The Ontario Consultants on Religious Tolerance researched the subculture and published a report with the conclusion that goths are non-violent, pacifistic, passive and tolerant of others, and that many in the media had incorrectly associated the goth subculture with violence, hatred of minorities, white supremacy, etc. They found that the goth ideology is actually based on recognition, identification and grief over societal and personal evils that the mainstream culture wished to ignore or forget, these being the prevalent themes in goth music.

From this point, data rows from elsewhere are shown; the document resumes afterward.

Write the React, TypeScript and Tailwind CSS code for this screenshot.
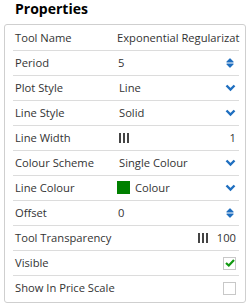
import React from "react";

function Chevron() {
	return (
		<svg width="11" height="8" viewBox="0 0 11 8" className="shrink-0">
			<path d="M1.5 1.5 L5.5 5.5 L9.5 1.5" fill="none" stroke="#1f6fc0" strokeWidth="2.4" />
		</svg>
	);
}

function Spinner() {
	return (
		<svg width="8" height="12" viewBox="0 0 8 12" className="shrink-0">
			<path d="M1 5 L4 2 L7 5 Z" fill="#1f6fc0" stroke="#1f6fc0" strokeWidth="1.2" strokeLinejoin="round" />
			<path d="M1 7 L4 10 L7 7 Z" fill="#1f6fc0" stroke="#1f6fc0" strokeWidth="1.2" strokeLinejoin="round" />
		</svg>
	);
}

function Bars() {
	return (
		<span className="flex gap-[2px] items-center">
			<span className="w-[2px] h-[10px] bg-[#444]" />
			<span className="w-[2px] h-[10px] bg-[#444]" />
			<span className="w-[2px] h-[10px] bg-[#444]" />
		</span>
	);
}

function Checkbox({ checked }: { checked?: boolean }) {
	return (
		<span className="w-[13px] h-[13px] border border-[#c8c8c8] bg-white flex items-center justify-center">
			{checked && (
				<svg width="10" height="8" viewBox="0 0 10 8">
					<path d="M1 4 L3.8 6.5 L9 1" fill="none" stroke="#119911" strokeWidth="2.2" />
				</svg>
			)}
		</span>
	);
}

function Row({ label, children, last }: { label: string; children?: React.ReactNode; last?: boolean }) {
	return (
		<div className={"flex items-center h-[25px] ml-[8px] mr-[6px] pr-[3px] " + (last ? "" : "border-b border-[#dcdcdc]")}>
			<div className="w-[104px] pl-[2px] shrink-0 whitespace-nowrap">{label}</div>
			<div className="flex-1 flex items-center min-w-0">{children}</div>
		</div>
	);
}

export default function App() {
	return (
		<div className="w-[250px] h-[307px] bg-white text-[#333] text-[11.2px] overflow-hidden" style={{ fontFamily: "'Open Sans', sans-serif" }}>
			<h1 className="text-[14px] font-bold text-black leading-[18px] pl-[15px] h-[24px]">Properties</h1>
			<div className="ml-[4px] mr-[4px] border border-[#cfcfcf] rounded-[3px] py-[1px]">
				<Row label="Tool Name">
					<span className="whitespace-nowrap">Exponential Regularizat</span>
				</Row>
				<Row label="Period">
					<span className="ml-[1px]">5</span>
					<span className="ml-auto mr-[2px] flex"><Spinner /></span>
				</Row>
				<Row label="Plot Style">
					<span className="ml-[2px]">Line</span>
					<span className="ml-auto flex"><Chevron /></span>
				</Row>
				<Row label="Line Style">
					<span className="ml-[2px]">Solid</span>
					<span className="ml-auto flex"><Chevron /></span>
				</Row>
				<Row label="Line Width">
					<span className="ml-[2px]"><Bars /></span>
					<span className="ml-auto">1</span>
				</Row>
				<Row label="Colour Scheme">
					<span className="ml-[2px]">Single Colour</span>
					<span className="ml-auto flex"><Chevron /></span>
				</Row>
				<Row label="Line Colour">
					<span className="w-[13px] h-[13px] bg-[#008000]" />
					<span className="ml-[5px]">Colour</span>
					<span className="ml-auto flex"><Chevron /></span>
				</Row>
				<Row label="Offset">
					<span className="ml-[1px]">0</span>
					<span className="ml-auto mr-[2px] flex"><Spinner /></span>
				</Row>
				<Row label="Tool Transparency">
					<span className="ml-auto flex items-center gap-[9px]">
						<Bars />
						<span>100</span>
					</span>
				</Row>
				<Row label="Visible">
					<span className="ml-auto"><Checkbox checked /></span>
				</Row>
				<Row label="Show In Price Scale" last>
					<span className="ml-auto"><Checkbox /></span>
				</Row>
			</div>
		</div>
	);
}
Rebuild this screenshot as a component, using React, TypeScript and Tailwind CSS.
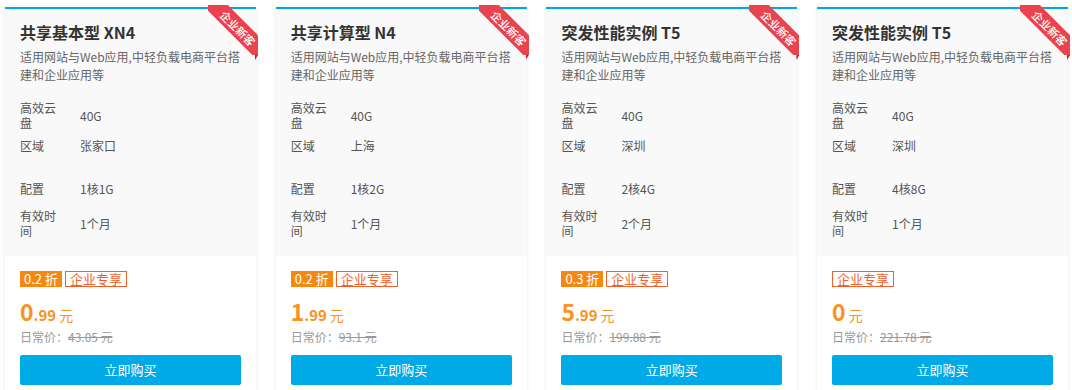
import React from "react";

interface Plan {
    title: string;
    disk: string;
    region: string;
    config: string;
    period: string;
    discount?: string;
    priceInt: string;
    priceDec?: string;
    original: string;
}

const plans: Plan[] = [
    { title: "共享基本型 XN4", disk: "40G", region: "张家口", config: "1核1G", period: "1个月", discount: "0.2 折", priceInt: "0", priceDec: ".99", original: "43.05" },
    { title: "共享计算型 N4", disk: "40G", region: "上海", config: "1核2G", period: "1个月", discount: "0.2 折", priceInt: "1", priceDec: ".99", original: "93.1" },
    { title: "突发性能实例 T5", disk: "40G", region: "深圳", config: "2核4G", period: "2个月", discount: "0.3 折", priceInt: "5", priceDec: ".99", original: "199.88" },
    { title: "突发性能实例 T5", disk: "40G", region: "深圳", config: "4核8G", period: "1个月", priceInt: "0", original: "221.78" },
];

const Ribbon = () => (
    <>
        <div className="absolute -top-[4px] -right-[2px] w-[50px] h-[50px] overflow-hidden">
            <div className="absolute left-[-10px] top-[14px] w-[80px] h-[18px] rotate-45 bg-[#e9434f] flex items-center justify-center text-white text-[11px] leading-[18px] font-medium">
                企业新客
            </div>
        </div>
        <div className="absolute -right-[2px] top-[46px] w-[3px] h-[5px] bg-[#b5202b] [clip-path:polygon(0_0,100%_0,0_100%)]" />
    </>
);

const SpecRow = ({ label, value, className }: { label: string; value: string; className?: string }) => (
    <div className={`flex items-center ${className ?? ""}`}>
        <div className="w-[40px] mr-[20px] text-[12px] leading-[15px] text-[#555]">{label}</div>
        <div className="text-[12px] leading-[15px] text-[#555]">{value}</div>
    </div>
);

const PlanCard = ({ plan }: { plan: Plan }) => (
    <div className="relative w-[251px] bg-white border-t-2 border-[#00a9e6] shadow-[0_0_4px_rgba(0,0,0,0.09)]">
        <Ribbon />
        <div className="bg-[#f9f9f9] px-[15px] pt-[12px] pb-[18px]">
            <h3 className="text-[16px] leading-[22px] font-semibold text-[#333]">{plan.title}</h3>
            <p className="mt-[5px] text-[12px] leading-[18px] text-[#666] whitespace-nowrap">
                适用网站与Web应用,中轻负载电商平台搭
                <br />
                建和企业应用等
            </p>
            <div className="mt-[16px] flex flex-col">
                <SpecRow label="高效云盘" value={plan.disk} />
                <SpecRow label="区域" value={plan.region} className="mt-[8px]" />
                <SpecRow label="配置" value={plan.config} className="mt-[28px]" />
                <SpecRow label="有效时间" value={plan.period} className="mt-[12px]" />
            </div>
        </div>
        <div className="px-[15px] pt-[15px] pb-[10px]">
            <div className="flex items-center gap-[3px] h-[16px]">
                {plan.discount && (
                    <span className="bg-[#f7880f] text-white text-[13px] leading-[16px] px-[4px] h-[16px]">{plan.discount}</span>
                )}
                <span className="border border-[#f2612a] text-[#f2612a] text-[13px] leading-[14px] px-[4px] h-[16px]">企业专享</span>
            </div>
            <div className="mt-[13px] flex items-baseline text-[#f7931e] h-[22px]">
                <span className="text-[23px] leading-[22px] font-bold">{plan.priceInt}</span>
                {plan.priceDec && <span className="text-[15px] font-bold">{plan.priceDec}</span>}
                <span className="ml-[3px] text-[14px]">元</span>
            </div>
            <div className="mt-[7px] text-[12px] leading-[16px] text-[#999]">
                日常价：<span className="line-through">{plan.original} 元</span>
            </div>
            <button className="mt-[10px] w-full h-[30px] bg-[#00aae6] text-white text-[13px] rounded-[2px]">
                立即购买
            </button>
        </div>
    </div>
);

export default function App() {
    return (
        <div className="w-[1072px] h-[390px] overflow-hidden bg-white font-['Noto_Sans_CJK_SC',sans-serif]">
            <div className="flex gap-[19.7px] pl-[5px] pt-[7px]">
                {plans.map((plan, i) => (
                    <PlanCard key={i} plan={plan} />
                ))}
            </div>
        </div>
    );
}
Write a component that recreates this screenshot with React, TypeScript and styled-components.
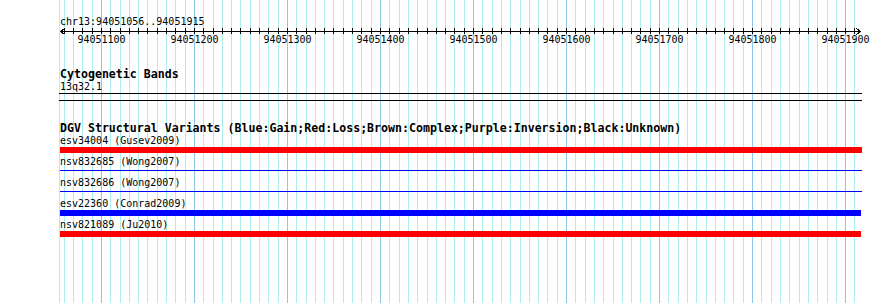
import React from "react"
import styled, { createGlobalStyle } from "styled-components"

const START = 94051056
const END = 94051915
const X0 = 60
const SCALE = 800 / (END - START + 1)
const xOf = (bp: number) => Math.round(X0 + (bp - START) * SCALE)

const gridStops: number[] = []
for (let bp = 94051060; bp <= 94051910; bp += 10) gridStops.push(bp)
const majorStops = gridStops.filter((bp) => bp % 100 === 0)

const features = [
  { name: "esv34004 (Gusev2009)", color: "#ff0000", width: 802, thin: false },
  { name: "nsv832685 (Wong2007)", color: "#0000ff", width: 802, thin: true },
  { name: "nsv832686 (Wong2007)", color: "#0000ff", width: 802, thin: true },
  { name: "esv22360 (Conrad2009)", color: "#0000ff", width: 801, thin: false },
  { name: "nsv821089 (Ju2010)", color: "#ff0000", width: 801, thin: false },
]

const MONO = `"DejaVu Sans Mono", "Liberation Mono", monospace`

const GlobalStyle = createGlobalStyle`
  html, body {
    margin: 0;
    padding: 0;
    background: #fff;
  }
  body {
    font-family: ${MONO};
    color: #000;
  }
`

const Panel = styled.div`
  position: relative;
  width: 890px;
  height: 303px;
  overflow: hidden;
  background: #fff;
`

const GridLayer = styled.svg`
  position: absolute;
  top: 0;
  left: 0;
  shape-rendering: crispEdges;
`

const Tracks = styled.div`
  position: relative;
  display: flex;
  flex-direction: column;
  padding-top: 17px;
`

const Track = styled.section<{ $gap?: number }>`
  display: flex;
  flex-direction: column;
  padding-left: 60px;
  margin-top: ${(p) => p.$gap ?? 0}px;
`

const SmallText = styled.div`
  font-size: 10px;
  line-height: 10px;
  padding-bottom: 1px;
  white-space: nowrap;
`

const TrackTitle = styled.div`
  font-size: 11.6px;
  line-height: 10px;
  padding-bottom: 2px;
  font-weight: bold;
  white-space: nowrap;
  margin-bottom: 1px;
`

const RulerSvg = styled.svg`
  display: block;
  shape-rendering: crispEdges;
  font-family: ${MONO};
  font-size: 10px;
`

const Band = styled.div`
  width: 803px;
  height: 6px;
  margin-left: -1px;
  border-top: 1px solid #000;
  border-bottom: 1px solid #000;
`

const Feature = styled.div`
  display: flex;
  flex-direction: column;
  padding-bottom: 4px;
`

const Glyph = styled.div<{ $color: string; $width: number; $thin: boolean }>`
  height: 6px;
  width: ${(p) => p.$width}px;
  background: ${(p) =>
    p.$thin
      ? `linear-gradient(${p.$color}, ${p.$color}) 0 2px / 100% 1px no-repeat`
      : p.$color};
`

function Grid() {
  return (
    <GridLayer width={890} height={303}>
      <rect x={59} y={0} width={1} height={303} fill="#afeeee" />
      {gridStops.map((bp) => (
        <rect
          key={bp}
          x={xOf(bp)}
          y={0}
          width={1}
          height={303}
          fill={bp % 100 === 0 ? "#8cc6ea" : "#afeeee"}
        />
      ))}
    </GridLayer>
  )
}

function Ruler() {
  return (
    <RulerSvg width={890} height={20}>
      <rect x={60} y={3} width={801} height={1} fill="#000" />
      {gridStops.map((bp) => (
        <rect key={bp} x={xOf(bp)} y={0} width={1} height={6} fill="#000" />
      ))}
      <path d="M64.5 0.5 L60.5 3.5 L64.5 6.5" fill="none" stroke="#000" strokeWidth={1} />
      <path d="M856.5 0.5 L860.5 3.5 L856.5 6.5" fill="none" stroke="#000" strokeWidth={1} />
      {majorStops.map((bp) => (
        <text key={bp} x={xOf(bp) + 0.5} y={15} textAnchor="middle" fill="#000">
          {bp}
        </text>
      ))}
    </RulerSvg>
  )
}

export default function App() {
  return (
    <>
      <GlobalStyle />
      <Panel>
        <Grid />
        <Tracks>
          <Track>
            <SmallText>chr13:94051056..94051915</SmallText>
          </Track>
          <Ruler />
          <Track $gap={21}>
            <TrackTitle>Cytogenetic Bands</TrackTitle>
            <SmallText>13q32.1</SmallText>
            <Band />
          </Track>
          <Track $gap={22}>
            <TrackTitle>
              DGV Structural Variants (Blue:Gain;Red:Loss;Brown:Complex;Purple:Inversion;Black:Unknown)
            </TrackTitle>
            {features.map((f) => (
              <Feature key={f.name}>
                <SmallText>{f.name}</SmallText>
                <Glyph $color={f.color} $width={f.width} $thin={f.thin} />
              </Feature>
            ))}
          </Track>
        </Tracks>
      </Panel>
    </>
  )
}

|These are the boys who commited the crime at Columbine High|
Regardless of the fact that the Columbine Shooting was not related to goth subculture, the Toronto goth scene began to decline. Goth bars closed, and goth culture-oriented businesses shut down, including Siren and Sanctuary, which was the longest-running gothic bar as well as the first industrial club in Canada. By mid 2001 goth music was no longer in significant demand in Toronto, and consequently night clubs had generally stopped playing it. Clinging to the idea that the goth subculture was not dying but merely changing, in 2002, local goths tried to revitalize the community by holding events keyed towards introducing older goths to the younger generation. In 2003 it was reported that where other cities had lost their base of goth and industrial fans, Toronto's scene was holding on, or even growing. By 2004 it was reported that local interest in goth rock was stagnant, and some DJ's advocated a shift towards cybergoth music. By late 2005, one media outlet was predicting the downfall of the goth scene in Toronto, stating goth had "returned to its sociopathic roots" and advising readers to "bask in the nostalgia while it lasts."